Transmission Characteristic of CPW Structures on Surface Passivation Silicon Substrate

• Main Authors: Ru-Yu Lin, 林育儒
• Other Authors: Ruey-Lue Wang
• Format: Others
• Language: zh-TW
• Published: 2012
• Online Access: http://ndltd.ncl.edu.tw/handle/72582398834946885836

碩士 === 國立高雄師範大學 === 電子工程學系 === 100 === In this thesis, the transmission characteristics and crosstalk phenomena of coplanar waveguide structures on silicon substrates with a surface passivation layer of different thickness were studied. Related characteristics were measured and analyzed, moreover, characteristics of inductor on a surface-passivated high-resistivity silicon substrate was also studied. There exists a inversion layer between the silicon substrate and the oxide layer because positive charges in the oxide attract minority carriers to the substrate surface to form a carrier channel. Radio-frequency (RF) and microwave signals can transport through the channel and hence are attenuated. This will result in the increase of overall loss in a RF and microwave component. Therefore, how to suppress the formation of the channel is an important topic. In the study of surface passivation, amorphous silicon or polysilicon was used as a material for surface passivation. Amorphous silicon or polysilicon and oxide of different thickness were deposited on a low-resistivity silicon substrate. The transmission loss of coplanar waveguide transmission lines on these substrates was measured and compared.
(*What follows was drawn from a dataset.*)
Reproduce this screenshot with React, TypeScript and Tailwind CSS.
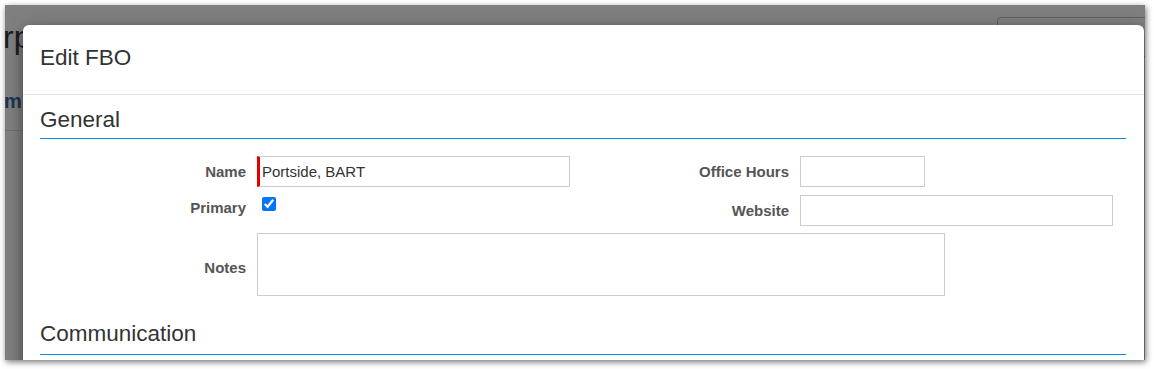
import React from "react";

export default function App() {
  return (
    <div className="w-[1154px] h-[369px] bg-white pt-[5px] pl-[5px] font-['Liberation_Sans',Arial,sans-serif]">
      <div className="relative w-[1140px] h-[355px] overflow-hidden bg-[#7f7f7f] shadow-[1px_2px_6px_rgba(0,0,0,0.55)]">
        {/* page behind the backdrop */}
        <div className="flex h-full">
          <div className="w-[18px] shrink-0 flex flex-col overflow-hidden">
            <div className="mt-[16px] ml-[-2px] text-[32px] leading-[32px] text-[#1a1a1a] whitespace-nowrap">
              rp
            </div>
            <div className="mt-[38px] ml-[-1px] text-[20px] leading-[20px] font-bold text-[#1b3552] whitespace-nowrap">
              m
            </div>
            <div className="mt-[19px] h-px bg-[#6f6f6f]" />
          </div>
          <div className="ml-auto mt-[12px] mr-[-20px] w-[168px] h-[40px] border border-[#5f5f5f] rounded-[4px]" />
        </div>

        {/* modal */}
        <div className="absolute left-[18px] top-[20px] w-[1121px] h-[360px] bg-white rounded-[6px] shadow-[0_5px_15px_rgba(0,0,0,0.5)]">
          <div className="h-[70px] border-b border-[#e5e5e5] pl-[17px] pt-[21px]">
            <h4 className="text-[22.5px] leading-[24px] text-[#333]">Edit FBO</h4>
          </div>
          <div className="pl-[17px] pr-[18px]">
            <div className="pt-[13px] pb-[6px] border-b border-[#1b87e6] text-[22.5px] leading-[24px] text-[#333]">
              General
            </div>

            <div className="mt-[17px] grid grid-cols-[206px_313px_208px_1fr] gap-x-[11px] gap-y-[8px]">
              <label className="h-[31px] flex items-center justify-end text-[15px] leading-[17px] font-bold text-[#555]">
                Name
              </label>
              <input
                readOnly
                value="Portside, BART"
                className="h-[31px] w-[313px] border border-[#ccc] border-l-[3px] border-l-[#e60000] pl-[2px] text-[15px] text-[#333] outline-none"
              />
              <label className="h-[31px] flex items-center justify-end text-[15px] leading-[17px] font-bold text-[#555]">
                Office Hours
              </label>
              <input readOnly className="h-[31px] w-[125px] border border-[#ccc] outline-none" />

              <label className="h-[31px] flex items-start justify-end pt-[4px] text-[15px] leading-[17px] font-bold text-[#555]">
                Primary
              </label>
              <div className="h-[31px] flex items-start">
                <input
                  type="checkbox"
                  defaultChecked
                  className="w-[14px] h-[14px] mt-[2px] ml-[5px] accent-[#0075ff]"
                />
              </div>
              <label className="h-[31px] flex items-center justify-end text-[15px] leading-[17px] font-bold text-[#555]">
                Website
              </label>
              <input readOnly className="h-[31px] w-[313px] border border-[#ccc] outline-none" />
            </div>

            <div className="mt-[7px] grid grid-cols-[206px_1fr] gap-x-[11px]">
              <label className="pt-[26px] text-right text-[15px] leading-[17px] font-bold text-[#555]">
                Notes
              </label>
              <textarea
                readOnly
                className="w-[688px] h-[63px] border border-[#ccc] resize-none outline-none block"
              />
            </div>

            <div className="mt-[26px] pb-[8px] border-b border-[#1b87e6] text-[22.5px] leading-[24px] text-[#333]">
              Communication
            </div>
          </div>
        </div>
      </div>
    </div>
  );
}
The experimental results show that transmission loss caused by substrate can be effectively decreased with the increase of total thickness of surface-passivation layer and oxide. Because of the native lossy property of low-resistivity silicon substrate, passive components have very high signal loss when operated at high frequencies, and hence device characteristic are unstable. Therefore, we have also fabricated inductors on surface-passivaton high-resistivity silicon substrates, which have the excellent nature of low loss. The measurement results show the inductors have higher inductance and higher quality factor.